_Collected data_.
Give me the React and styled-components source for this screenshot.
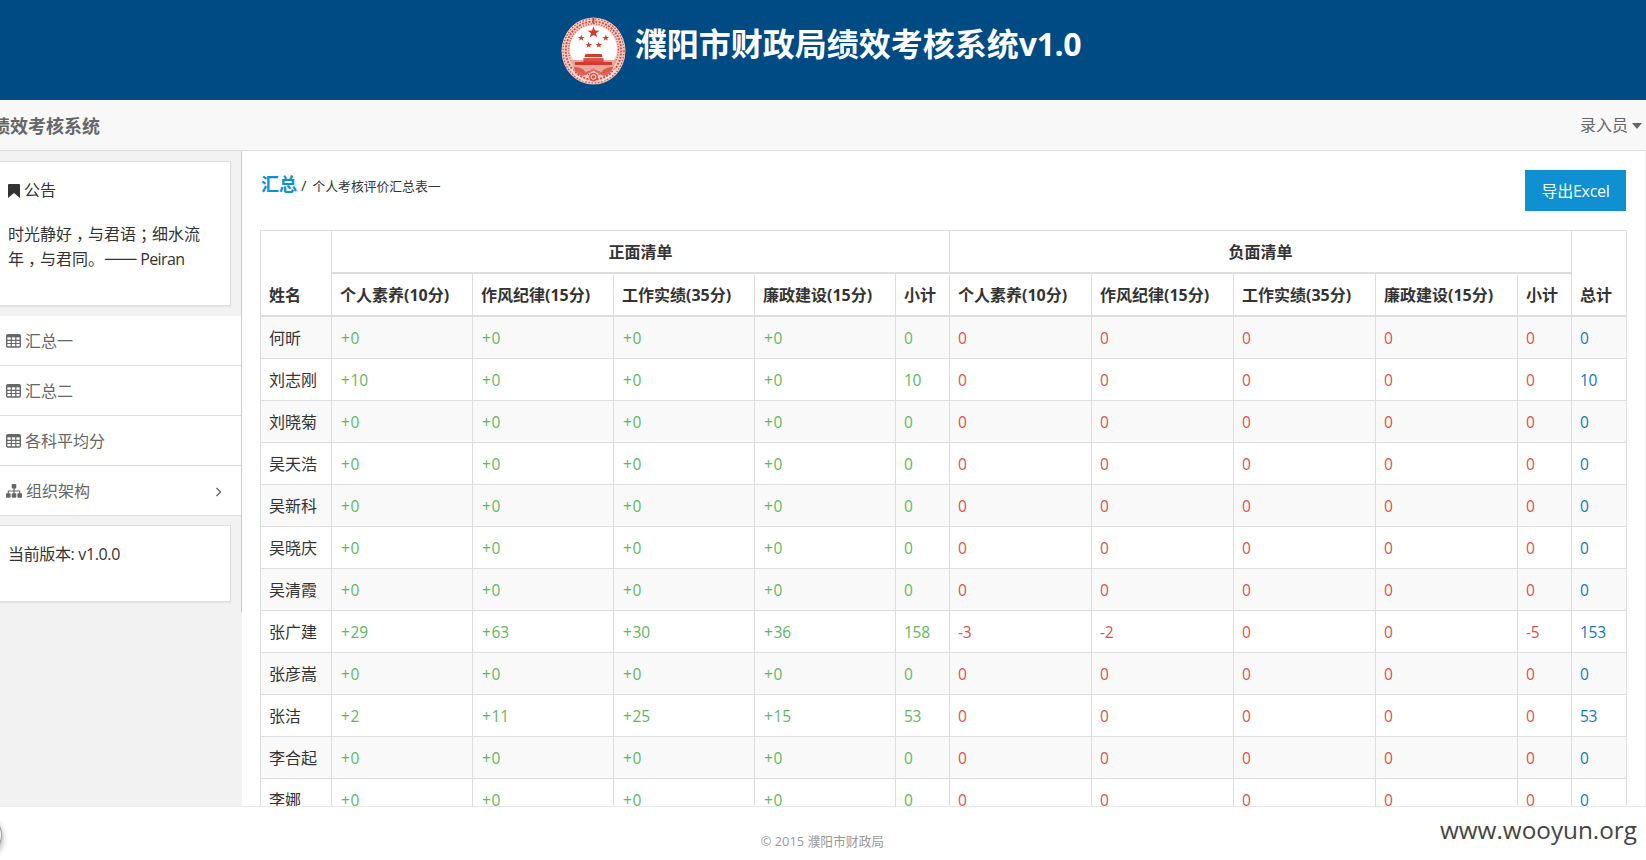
import React from 'react';
import styled, { createGlobalStyle, css } from 'styled-components';

const Global = createGlobalStyle`
  * { box-sizing: border-box; }
  body { margin: 0; background: #fff; overflow: hidden; }
  #root {
    font-family: "Open Sans", "Noto Sans CJK SC", sans-serif;
    font-size: 16px; line-height: 25.6px; color: #333;
  }
`;

const Page = styled.div`
  height: 860px; display: flex; flex-direction: column; overflow: hidden; position: relative;
`;
const Banner = styled.header`
  height: 100px; flex: none; background: #004b84; display: flex; justify-content: center;
  padding: 17px 4px 0 0; gap: 9px;
`;
const Title = styled.h1`
  margin: 1px 0 0; color: #fff; font-size: 32px; line-height: 51px; font-weight: 700;
  white-space: nowrap; height: 51px;
  span { letter-spacing: -0.4px; }
`;
const TopBar = styled.div`
  height: 51px; flex: none; display: flex; justify-content: space-between; align-items: center;
  background: #f8f8f8; border-bottom: 1px solid #ddd; color: #666; padding: 2px 4px 0 0;
`;
const Brand = styled.strong`
  font-size: 18px; margin-left: -8px; white-space: nowrap; padding-top: 1px;
`;
const UserMenu = styled.div`
  display: flex; align-items: center; gap: 4px;
`;
const Caret = styled.i`
  border: 5px solid transparent; border-top: 6px solid #666; border-bottom: 0;
`;
const Body = styled.div`
  height: 655px; flex: none; display: flex; overflow: hidden;
`;
const Sidebar = styled.aside`
  width: 242px; flex: none; background: #f2f2f2;
`;
const SideInner = styled.div`
  height: 461px; border-right: 1px solid #ccc; padding-top: 10px;
`;
const Card = styled.section`
  width: 231px; height: ${p => p.$h}px; background: #fff; border: 1px solid #ddd; border-left: 0;
  box-shadow: 0 1px 1px rgba(0,0,0,.05); padding: ${p => p.$pad}px 20px 0 8px;
  p { margin: 0; letter-spacing: ${p => p.$tight || 0}px; white-space: nowrap; }
`;
const CardTitle = styled.div`
  display: flex; align-items: center; gap: 4px; margin-bottom: 18px;
`;
const Punct = styled.span`
  padding: 0 4px; font-feature-settings: "halt";
`;
const Dash = styled.span`
  display: inline-block; width: 32px; font-family: "Noto Sans CJK SC", sans-serif;
  font-size: 20px; line-height: 16px; height: 16px; letter-spacing: 0;
`;
const Author = styled.span`
  letter-spacing: -0.6px;
`;
const Nav = styled.nav`
  margin: 10px 0 9px; background: #fff;
`;
const NavItem = styled.a`
  height: 50px; display: flex; align-items: center; gap: 4px; padding: 2px 19px 0 6px;
  color: #666; border-bottom: 1px solid #ddd;
  > svg { margin-bottom: 1px; }
`;
const Push = styled.span`
  margin-left: auto; display: flex;
`;
const Main = styled.main`
  flex: 1; min-width: 0; background: #fff; border-right: 1px solid #eee; padding: 19px 18px 0;
`;
const Toolbar = styled.div`
  display: flex; justify-content: space-between; align-items: flex-start; height: 60px;
`;
const Crumbs = styled.div`
  display: flex; align-items: baseline; padding: 2px 0 0 1px; font-size: 12.8px;
  strong { font-size: 18px; color: #0e90d2; margin-right: 4px; }
  i { font-size: 15px; font-style: normal; }
  small { font-size: 12.8px; margin-left: 6px; }
`;
const Export = styled.button`
  width: 101px; height: 41px; border: 0; padding: 2px 0 0; margin-right: 1px; background: #0e90d2; color: #fff;
  font: inherit; white-space: nowrap; letter-spacing: -0.3px;
`;
const Table = styled.table`
  table-layout: fixed; width: 1367px; border-collapse: separate; border-spacing: 0;
  border-right: 1px solid #ddd; color: #333;
  tbody tr:nth-child(odd) { background: #f9f9f9; }
`;
const cell = css`
  border-left: 1px solid #ddd; border-top: 1px solid #ddd; padding: 0 8px; text-align: left;
  white-space: nowrap;
`;
const Th = styled.th`
  ${cell}
  height: 43px; border-bottom: 1px solid #ddd; font-weight: 700; vertical-align: bottom;
  padding-bottom: 6px;
  text-align: ${p => (p.$center ? 'center' : 'left')};
`;
const tones = { good: '#5eb95e', bad: '#dd514c', total: '#0e78c2', name: '#333' };
const Td = styled.td`
  ${cell}
  height: 42px; vertical-align: middle; color: ${p => tones[p.$tone]};
  padding-top: 3px;
  ${p => p.$tone !== 'name' && 'letter-spacing: -0.3px; font-size: 15.5px;'}
`;
const Plus = styled.span`
  padding-left: 1px; letter-spacing: 0.7px;
`;
const Footer = styled.footer`
  flex: 1; border-top: 1px solid #e8e8e8; background: #fff; color: #999; font-size: 12.8px;
  display: flex; justify-content: center; align-items: center; padding: 17px 1px 0 0;
`;
const Watermark = styled.div`
  position: absolute; right: 9px; bottom: 10px; font-size: 24.3px; line-height: 40px; color: #444;
`;
const RoundButton = styled.div`
  position: absolute; left: -40px; bottom: 4px; width: 42px; height: 42px; border-radius: 50%;
  border: 1px solid #999; background: #fff; box-shadow: 0 3px 6px rgba(0,0,0,.4);
`;

const star = (cx, cy, r) =>
  Array.from({ length: 10 }, (_, i) => {
    const a = -Math.PI / 2 + (i * Math.PI) / 5;
    const q = i % 2 ? r * 0.4 : r;
    return `${(cx + q * Math.cos(a)).toFixed(2)},${(cy + q * Math.sin(a)).toFixed(2)}`;
  }).join(' ');

const Emblem = () => (
  <svg width="65" height="68" viewBox="0 0 61 68" preserveAspectRatio="none">
    <ellipse cx="30.5" cy="34" rx="30" ry="33.5" fill="#f3cdc6" />
    <g fill="none" stroke="#cf4b3c">
      <ellipse cx="30.5" cy="34" rx="28.6" ry="32" strokeWidth="1.2" strokeDasharray="1.4 1.6" />
      <ellipse cx="30.5" cy="33.5" rx="26" ry="29" strokeWidth="1.8" strokeDasharray="1.8 1.4" />
      <ellipse cx="30.5" cy="32.5" rx="23.4" ry="25.6" strokeWidth="1.3" strokeDasharray="1 1.5" />
    </g>
    <ellipse cx="30.5" cy="31.5" rx="22" ry="23" fill="#fff" />
    <path d="M9 43h43l-2 6q-5 8-11 6l-8.5-4-8.5 4q-8 1-11-6z" fill="#e9a89e" />
    <g fill="#d43a2b">
      <polygon points={star(30.5, 15.5, 6)} />
      <polygon points={star(19, 21, 3.4)} />
      <polygon points={star(42, 21, 3.4)} />
      <polygon points={star(26, 28, 3.3)} />
      <polygon points={star(35.5, 28, 3.3)} />
      <path d="M23 37h15l1 3H22z" />
      <path d="M21 41h19v4H21z" opacity=".85" />
      <path d="M13 45h35v3H13z" />
      <path d="M12 50q8 0 11 5l7.500-4 7.500 4q3-5 11-5-2 8-9 9l-9.500-5-9.500 5q-8-1-9-9z" opacity=".7" />
      <circle cx="30.5" cy="60" r="4.2" opacity=".8" />
    </g>
    <circle cx="30.5" cy="60" r="2.2" fill="none" stroke="#f7d7d0" />
    <path d="M15 59l7 5M46 59l-7 5M10 52l5 8M51 52l-5 8" stroke="#fbe6e2" strokeWidth="1.2" />
    <path d="M30.5 1v6" stroke="#d43a2b" strokeWidth="1.5" />
  </svg>
);
const TableIcon = () => (
  <svg width="15" height="14" viewBox="0 0 15 14">
    <rect x=".7" y=".7" width="13.6" height="12.3" rx="1.2" fill="none" stroke="#666" strokeWidth="1.4" />
    <path d="M.6 6.300h13.800M.6 9.500h13.800M5.300 2v11M9.800 2v11" stroke="#666" strokeWidth="1.2" />
    <path d="M1 1h13v2.300H1z" fill="#666" />
  </svg>
);
const SitemapIcon = () => (
  <svg width="16" height="14" viewBox="0 0 16 14" fill="#666">
    <rect x="5.7" y="0" width="4.6" height="4.4" rx=".8" />
    <rect x="0" y="9.3" width="4.6" height="4.4" rx=".8" />
    <rect x="5.7" y="9.3" width="4.6" height="4.4" rx=".8" />
    <rect x="11.4" y="9.3" width="4.6" height="4.4" rx=".8" />
    <path d="M8 4v6M2.300 10V7h11.400v3" fill="none" stroke="#666" strokeWidth="1.2" />
  </svg>
);
const BookmarkIcon = () => (
  <svg width="12" height="14" viewBox="0 0 12 14">
    <path d="M1 0h10q1 0 1 1v13l-6-5-6 5V1q0-1 1-1z" fill="#333" />
  </svg>
);
const ChevronIcon = () => (
  <svg width="7" height="10" viewBox="0 0 7 10">
    <path d="M1.500 1l4 4-4 4" fill="none" stroke="#666" strokeWidth="1.4" />
  </svg>
);

const widths = [71, 141, 141, 141, 141, 54, 142, 142, 142, 142, 54, 55];
const groups = [['个人素养', '10'], ['作风纪律', '15'], ['工作实绩', '35'], ['廉政建设', '15']];
const zero = ['+0', '+0', '+0', '+0', '0', '0', '0', '0', '0', '0', '0'];
const rows = [
  ['何昕', ...zero],
  ['刘志刚', '+10', '+0', '+0', '+0', '10', '0', '0', '0', '0', '0', '10'],
  ['刘晓菊', ...zero],
  ['吴天浩', ...zero],
  ['吴新科', ...zero],
  ['吴晓庆', ...zero],
  ['吴清霞', ...zero],
  ['张广建', '+29', '+63', '+30', '+36', '158', '-3', '-2', '0', '0', '-5', '153'],
  ['张彦嵩', ...zero],
  ['张洁', '+2', '+11', '+25', '+15', '53', '0', '0', '0', '0', '0', '53'],
  ['李合起', ...zero],
  ['李娜', ...zero],
];
const toneOf = i => (i === 0 ? 'name' : i < 6 ? 'good' : i < 11 ? 'bad' : 'total');

const Value = ({ v }) => (v[0] === '+' ? <><Plus>+</Plus>{v.slice(1)}</> : v);

const SubHeads = () => (
  <>
    {groups.map(([n, s]) => <Th key={n}>{n}({s}分)</Th>)}
    <Th>小计</Th>
  </>
);

export default function App() {
  return (
    <Page>
      <Global />
      <Banner>
        <Emblem />
        <Title>濮阳市财政局绩效考核系统<span>v1.0</span></Title>
      </Banner>
      <TopBar>
        <Brand>绩效考核系统</Brand>
        <UserMenu>录入员<Caret /></UserMenu>
      </TopBar>
      <Body>
        <Sidebar>
          <SideInner>
            <Card $h={145} $pad={16}>
              <CardTitle><BookmarkIcon />公告</CardTitle>
              <p>
                时光静好<Punct>，</Punct>与君语<Punct>；</Punct>细水流<br />
                年<Punct>，</Punct>与君同。<Dash>——</Dash> <Author>Peiran</Author>
              </p>
            </Card>
            <Nav>
              <NavItem><TableIcon />汇总一</NavItem>
              <NavItem><TableIcon />汇总二</NavItem>
              <NavItem><TableIcon />各科平均分</NavItem>
              <NavItem><SitemapIcon />组织架构<Push><ChevronIcon /></Push></NavItem>
            </Nav>
            <Card $h={77} $pad={16} $tight={-0.35}><p>当前版本: v1.0.0</p></Card>
          </SideInner>
        </Sidebar>
        <Main>
          <Toolbar>
            <Crumbs><strong>汇总</strong><i>/</i><small>个人考核评价汇总表一</small></Crumbs>
            <Export>导出Excel</Export>
          </Toolbar>
          <Table>
            <colgroup>{widths.map((w, i) => <col key={i} width={w} />)}</colgroup>
            <thead>
              <tr>
                <Th rowSpan={2}>姓名</Th>
                <Th colSpan={5} $center>正面清单</Th>
                <Th colSpan={5} $center>负面清单</Th>
                <Th rowSpan={2}>总计</Th>
              </tr>
              <tr><SubHeads /><SubHeads /></tr>
            </thead>
            <tbody>
              {rows.map(r => (
                <tr key={r[0]}>
                  {r.map((v, i) => <Td key={i} $tone={toneOf(i)}><Value v={v} /></Td>)}
                </tr>
              ))}
            </tbody>
          </Table>
        </Main>
      </Body>
      <Footer>© 2015 濮阳市财政局</Footer>
      <Watermark>www.wooyun.org</Watermark>
      <RoundButton />
    </Page>
  );
}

_Problem to work on_. Where a line contains "components", copy that line.

_The answer_.
Give me the React and styled-components source for this screenshot.
import styled, { createGlobalStyle, css } from 'styled-components';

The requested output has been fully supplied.